That matters, for the SNP’s present claim to a mandate for a second independence referendum is that (with the Greens) a pro-independence majority was installed at the Scottish parliament in May 2016.
Manifesto
The Nationalist manifesto was unambiguous. ‘We believe that the Scottish parliament should have the right to hold another referendum if there is clear and sustained evidence that independence has become the preferred option of a majority of the Scottish people – or if there is a significant and material change in the circumstances that prevailed in 2014, such as Scotland being taken out of the EU against our will.’
Let us take this apart with some relish. First, a single opinion poll suggesting that precisely half the country now supports independence – after some excessively exciting weeks in our wider politics – is scarcely ‘clear and sustained evidence’ of anything.

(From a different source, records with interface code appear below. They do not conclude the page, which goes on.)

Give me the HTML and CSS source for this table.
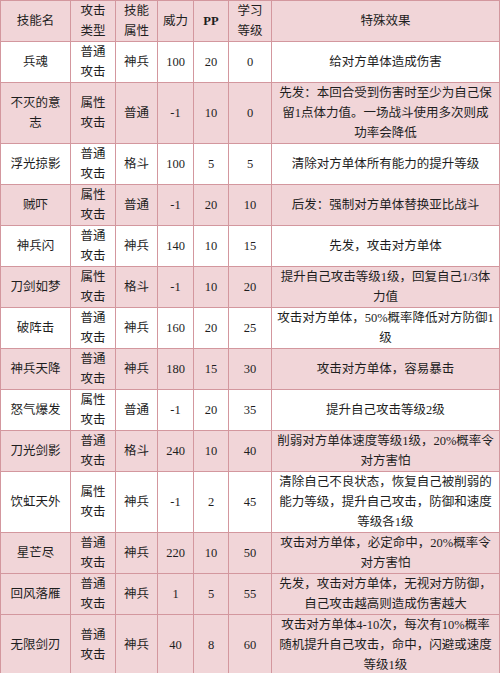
FILE: index.html
```html
<!DOCTYPE html>
<html lang="zh-CN">
<head>
<meta charset="utf-8">
<title>技能表</title>
<link rel="stylesheet" href="styles.css">
</head>
<body>
<table class="skills">
  <colgroup>
    <col class="c-name"><col class="c-type"><col class="c-attr"><col class="c-pow"><col class="c-pp"><col class="c-lv"><col class="c-eff">
  </colgroup>
  <thead>
    <tr class="pink">
      <th>技能名</th><th>攻击<br>类型</th><th>技能<br>属性</th><th>威力</th><th class="pp">PP</th><th>学习<br>等级</th><th>特殊效果</th>
    </tr>
  </thead>
  <tbody>
    <tr class="white"><td>兵魂</td><td>普通<br>攻击</td><td>神兵</td><td>100</td><td>20</td><td>0</td><td>给对方单体造成伤害</td></tr>
    <tr class="pink"><td>不灭的意<br>志</td><td>属性<br>攻击</td><td>普通</td><td>-1</td><td>10</td><td>0</td><td>先发：本回合受到伤害时至少为自己保<br>留1点体力值。一场战斗使用多次则成<br>功率会降低</td></tr>
    <tr class="white"><td>浮光掠影</td><td>普通<br>攻击</td><td>格斗</td><td>100</td><td>5</td><td>5</td><td>清除对方单体所有能力的提升等级</td></tr>
    <tr class="pink"><td>贼吓</td><td>属性<br>攻击</td><td>普通</td><td>-1</td><td>20</td><td>10</td><td>后发：强制对方单体替换亚比战斗</td></tr>
    <tr class="white"><td>神兵闪</td><td>普通<br>攻击</td><td>神兵</td><td>140</td><td>10</td><td>15</td><td>先发，攻击对方单体</td></tr>
    <tr class="pink"><td>刀剑如梦</td><td>属性<br>攻击</td><td>格斗</td><td>-1</td><td>10</td><td>20</td><td>提升自己攻击等级1级，回复自己1/3体<br>力值</td></tr>
    <tr class="white"><td>破阵击</td><td>普通<br>攻击</td><td>神兵</td><td>160</td><td>20</td><td>25</td><td>攻击对方单体，50%概率降低对方防御1<br>级</td></tr>
    <tr class="pink"><td>神兵天降</td><td>普通<br>攻击</td><td>神兵</td><td>180</td><td>15</td><td>30</td><td>攻击对方单体，容易暴击</td></tr>
    <tr class="white"><td>怒气爆发</td><td>属性<br>攻击</td><td>普通</td><td>-1</td><td>20</td><td>35</td><td>提升自己攻击等级2级</td></tr>
    <tr class="pink"><td>刀光剑影</td><td>普通<br>攻击</td><td>格斗</td><td>240</td><td>10</td><td>40</td><td>削弱对方单体速度等级1级，20%概率令<br>对方害怕</td></tr>
    <tr class="white"><td>饮虹天外</td><td>属性<br>攻击</td><td>神兵</td><td>-1</td><td>2</td><td>45</td><td>清除自己不良状态，恢复自己被削弱的<br>能力等级，提升自己攻击，防御和速度<br>等级各1级</td></tr>
    <tr class="pink"><td>星芒尽</td><td>普通<br>攻击</td><td>神兵</td><td>220</td><td>10</td><td>50</td><td>攻击对方单体，必定命中，20%概率令<br>对方害怕</td></tr>
    <tr class="pink"><td>回风落雁</td><td>普通<br>攻击</td><td>神兵</td><td>1</td><td>5</td><td>55</td><td>先发，攻击对方单体，无视对方防御，<br>自己攻击越高则造成伤害越大</td></tr>
    <tr class="pink"><td>无限剑刃</td><td>普通<br>攻击</td><td>神兵</td><td>40</td><td>8</td><td>60</td><td>攻击对方单体4-10次，每次有10%概率<br>随机提升自己攻击，命中，闪避或速度<br>等级1级</td></tr>
  </tbody>
</table>
</body>
</html>
```

FILE: styles.css
```css
html, body {
  margin: 0;
  padding: 0;
  background: #ffffff;
}

.skills {
  width: 499px;
  table-layout: fixed;
  border-collapse: collapse;
  font-family: "Liberation Serif", "Noto Sans CJK SC", serif;
  font-size: 12.5px;
  line-height: 20px;
  color: #1e1e1e;
  border: 1px solid #c27880;
}

.c-name { width: 70px; }
.c-type { width: 45px; }
.c-attr { width: 42px; }
.c-pow { width: 36px; }
.c-pp { width: 35px; }
.c-lv { width: 43px; }
.c-eff { width: 228px; }

.skills th,
.skills td {
  border: 1px solid #d3979e;
  padding: 0;
  text-align: center;
  vertical-align: middle;
  font-weight: normal;
  white-space: nowrap;
}

.skills th.pp {
  font-weight: bold;
}

.pink {
  background: #f1d5d8;
}

.white {
  background: #ffffff;
}
```
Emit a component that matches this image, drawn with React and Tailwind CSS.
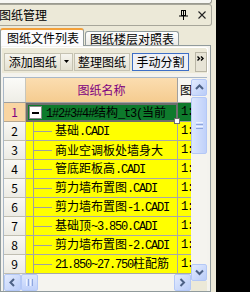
import React from 'react';

const rows = [
  '基础.CADI',
  '商业空调板处墙身大',
  '管底距板高.CADI',
  '剪力墙布置图.CADI',
  '剪力墙布置图-1.CADI',
  '基础顶~3.850.CADI',
  '剪力墙布置图-2.CADI',
  '21.850~27.750柱配筋',
  '27.750~33.750柱配筋',
];

// SimSun-like mix: full width CJK, half width latin
function Txt({ s }) {
  return s
    .split(/([\x00-\x7f]+)/)
    .filter(Boolean)
    .map((p, i) =>
      /^[\x00-\x7f]+$/.test(p) ? (
        <span key={i} className="font-['Liberation_Mono'] text-[12px] tracking-[-1.2px]">
          {p}
        </span>
      ) : (
        <span key={i}>{p}</span>
      )
    );
}

function ScrollBtn({ dir, className = '' }) {
  const d = {
    up: 'M1 5 L4.5 1.5 L8 5',
    down: 'M1 1.5 L4.5 5 L8 1.5',
    left: 'M5 1 L1.5 4.5 L5 8',
    right: 'M1.5 1 L5 4.5 L1.5 8',
  }[dir];
  const vertical = dir === 'up' || dir === 'down';
  return (
    <div
      className={`flex items-center justify-center rounded-[2px] border border-[#B4C8F6] bg-gradient-to-br from-[#E3EBFE] to-[#B9CCF8] ${className}`}
    >
      <svg width={vertical ? 9 : 7} height={vertical ? 7 : 9} viewBox={vertical ? '0 0 9 7' : '0 0 7 9'}>
        <path d={d} fill="none" stroke="#4D6185" strokeWidth="2" />
      </svg>
    </div>
  );
}

export default function App() {
  return (
    <div className="w-[250px] h-[292px] bg-black flex overflow-hidden font-['Noto_Sans_CJK_SC',sans-serif] text-[12px] leading-none text-black">
      <div className="w-[216px] h-full shrink-0 bg-[#ECE9D8] flex flex-col">
        {/* panel above */}
        <div className="h-[4px] w-[212px] shrink-0 bg-[#F7F7F4] border-b border-r border-[#9A9A90] rounded-br-[3px]" />

        {/* title bar */}
        <div className="h-[22px] w-[212px] shrink-0 border-y border-r border-[#A7A69A] rounded-r-[3px] flex items-center">
          <span className="-ml-[1px]">图纸管理</span>
          <div className="flex-1" />
          <svg width="9" height="10" viewBox="0 0 9 10" className="mr-[10px]">
            <rect x="2.5" y="0.5" width="4" height="5" fill="none" stroke="#000" />
            <line x1="4.5" y1="0.5" x2="4.5" y2="5" stroke="#000" />
            <line x1="0" y1="6" x2="9" y2="6" stroke="#000" />
            <line x1="4.5" y1="6" x2="4.5" y2="10" stroke="#000" />
          </svg>
          <svg width="8" height="8" viewBox="0 0 8 8" className="mr-[5px]">
            <path d="M0.5 0.5 L7.5 7.5 M7.5 0.5 L0.5 7.5" stroke="#222" strokeWidth="1.1" />
          </svg>
        </div>

        {/* tabs */}
        <div className="h-[19px] shrink-0 flex items-end relative z-10">
          <div className="h-[18px] w-[84px] -mb-[1px] bg-[#FCFCFE] border-x border-[#919B9C] border-t-2 border-t-[#F2A03A] rounded-t-[3px] flex items-center pl-[6px]">
            图纸文件列表
          </div>
          <div className="h-[14px] w-[94px] ml-[1px] bg-gradient-to-b from-[#FEFEFE] to-[#ECEBE6] border-x border-t border-[#919B9C] rounded-t-[3px] flex items-center pl-[4px]">
            图纸楼层对照表
          </div>
        </div>

        {/* tab content */}
        <div className="flex-1 min-h-0 w-[211px] border border-[#919B9C] bg-[#F4F3EE] flex flex-col overflow-hidden">
          {/* toolbar */}
          <div className="h-[26px] shrink-0 mt-[1px] mx-[1px] w-[206px] border-t border-r border-[#FFFFFF] rounded-tr-[3px] bg-[#ECE9D8] flex items-center pl-[2px] pt-[2px]">
            <div className="h-[18px] w-[58px] border border-[#C5C2B2] bg-gradient-to-b from-[#F6F5EF] to-[#E3E0D0] flex items-center justify-center">
              添加图纸
            </div>
            <div className="h-[18px] w-[12px] border-y border-r border-[#C5C2B2] bg-gradient-to-b from-[#F6F5EF] to-[#E3E0D0] flex items-center justify-center">
              <svg width="5" height="3" viewBox="0 0 5 3">
                <path d="M0 0 H5 L2.5 3 Z" fill="#000" />
              </svg>
            </div>
            <div className="h-[18px] w-[56px] ml-[1px] border border-[#C5C2B2] bg-gradient-to-b from-[#F6F5EF] to-[#E3E0D0] flex items-center justify-center">
              整理图纸
            </div>
            <div className="h-[18px] w-[58px] ml-[2px] border border-[#3E6FC6] bg-[#EEF0F6] flex items-center justify-center">
              手动分割
            </div>
            <div className="h-[20px] w-[12px] ml-[6px] border border-[#B9B6A6] bg-[#E7E4D6] flex items-start justify-center pt-[3px]">
              <svg width="8" height="5" viewBox="0 0 8 5">
                <path d="M0.5 0.5 L2.5 2.5 L0.5 4.5 M4 0.5 L6 2.5 L4 4.5" fill="none" stroke="#000" strokeWidth="1.4" />
              </svg>
            </div>
          </div>

          {/* grid */}
          <div className="mt-[4px] ml-[2px] w-[204px] flex-1 min-h-0 border-t border-l border-[#A9B8C8] bg-[#ECE9D8] flex overflow-hidden">
            <div className="w-[187px] flex flex-col min-h-0">
              {/* header */}
              <div className="h-[25px] shrink-0 flex border-b border-[#A0A0A0]">
                <div className="w-[22px] bg-gradient-to-b from-[#FBFBF8] to-[#EEEDE6] border-r border-[#C8C6BC]" />
                <div className="w-[152px] bg-gradient-to-b from-[#FBDDB0] to-[#F5CC90] border-r border-[#A0A0A0] flex items-center justify-center text-[#800080]">
                  图纸名称
                </div>
                <div className="w-[13px] bg-[#F7F6F1] flex items-center pl-[2px] overflow-hidden">
                  图
                </div>
              </div>

              {/* rows */}
              <div className="flex-1 min-h-0 overflow-hidden bg-[#FFFF00]">
                <div className="h-[19px] flex">
                  <div className="w-[22px] shrink-0 bg-[#F9D5A2] border-b border-r border-[#B8A890] flex items-center justify-center text-[#800080]">
                    1
                  </div>
                  <div className="w-[152px] shrink-0 relative bg-[#0E7A2C] border-2 border-[#6E6E6E] flex items-center overflow-visible whitespace-nowrap">
                    <div className="ml-[1px] w-[13px] h-[13px] bg-white border border-[#8A8A8A] flex items-center justify-center shrink-0">
                      <div className="w-[7px] h-[2px] bg-black" />
                    </div>
                    <div className="ml-[4px] overflow-hidden">
                      <Txt s="1#2#3#4#结构_t3(当前" />
                    </div>
                    <div className="absolute -right-[4px] -bottom-[4px] w-[6px] h-[6px] bg-white border-[1.5px] border-[#6E6E6E]" />
                  </div>
                  <div className="w-[13px] shrink-0 bg-[#0E7A2C] border-b border-[#A0A0A0] flex items-center pl-[3px] overflow-hidden">
                    <Txt s="1:" />
                  </div>
                </div>
                {rows.map((r, i) => (
                  <div key={i} className="h-[19px] flex">
                    <div className="w-[22px] shrink-0 bg-gradient-to-b from-[#F9F8F4] to-[#ECEBE4] border-b border-r border-[#C0BEB2] flex items-center justify-center">
                      {i + 2}
                    </div>
                    <div className="w-[152px] shrink-0 border-b border-r border-[#A8A8A8] flex items-center whitespace-nowrap overflow-hidden">
                      <div className="ml-[7px] w-[1px] h-full bg-[#A0A0A0] shrink-0" />
                      <div className="w-[18px] h-[1px] bg-[#A0A0A0] shrink-0" />
                      <div className="ml-[3px]">
                        <Txt s={r} />
                      </div>
                    </div>
                    <div className="w-[13px] shrink-0 border-b border-[#A8A8A8] flex items-center pl-[3px] overflow-hidden">
                      <Txt s="1:" />
                    </div>
                  </div>
                ))}
              </div>

              {/* horizontal scrollbar */}
              <div className="h-[17px] shrink-0 flex bg-[#F5F4EF]">
                <ScrollBtn dir="left" className="w-[17px] h-[17px]" />
                <div className="w-[17px] h-[17px] rounded-[2px] border border-[#B4C8F6] bg-gradient-to-b from-[#DCE6FD] to-[#C0D1FA] flex items-center justify-center gap-[1px]">
                  <div className="w-[1px] h-[7px] bg-[#EEF3FF]" />
                  <div className="w-[1px] h-[7px] bg-[#8EA6DE]" />
                  <div className="w-[1px] h-[7px] bg-[#EEF3FF]" />
                  <div className="w-[1px] h-[7px] bg-[#8EA6DE]" />
                </div>
                <div className="flex-1" />
                <ScrollBtn dir="right" className="w-[17px] h-[17px]" />
              </div>
            </div>

            {/* vertical scrollbar */}
            <div className="w-[16px] shrink-0 flex flex-col bg-[#F5F4EF] pt-[1px]">
              <ScrollBtn dir="up" className="h-[17px] w-[16px] shrink-0" />
              <div className="h-[57px] w-[16px] shrink-0 mt-[1px] rounded-[2px] border border-[#B4C8F6] bg-gradient-to-r from-[#DCE6FD] to-[#C0D1FA] flex flex-col items-center justify-center gap-[1px]">
                <div className="w-[7px] h-[1px] bg-[#EEF3FF]" />
                <div className="w-[7px] h-[1px] bg-[#8EA6DE]" />
                <div className="w-[7px] h-[1px] bg-[#EEF3FF]" />
                <div className="w-[7px] h-[1px] bg-[#8EA6DE]" />
              </div>
              <div className="h-[110px] shrink-0" />
              <ScrollBtn dir="down" className="h-[17px] w-[16px] shrink-0" />
              <div className="flex-1 bg-[#ECE9D8]" />
            </div>
          </div>
        </div>
      </div>
    </div>
  );
}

Practically every poll since June 2016 has shown most Scots prefer the Union, by an average of 55 per cent to 45 per cent. More, there have been two subsequent electoral tests. At the 2017 general election, the SNP shed 22 seats and slumped to 37 per cent of the vote (having secured 50 per cent two years earlier.)
And, at the European Parliament election in May, the Nationalists took 37.8 per cent. They won it as they ‘won’ in 2015, but on both occasions, six out of ten Scots plumped for parties of the Union.
And only four out of ten Scots are ready to back the Nationalists now, even at the coming Holyrood election and when, by then, there will be no nasty surprises such as Leave winning the EU referendum a few weeks after the last one. Scots, it seems, have now ‘priced in’ Brexit and would still really rather one constitutional psychodrama at a time.
These votes – and those recent opinion polls – demonstrate another embarrassment; that the SNP has shed support since the 2015 tsunami. It was not just that Ruth Davidson campaigned, two years ago, like Tizer on stilts or that the Unionist vote suddenly burgeoned.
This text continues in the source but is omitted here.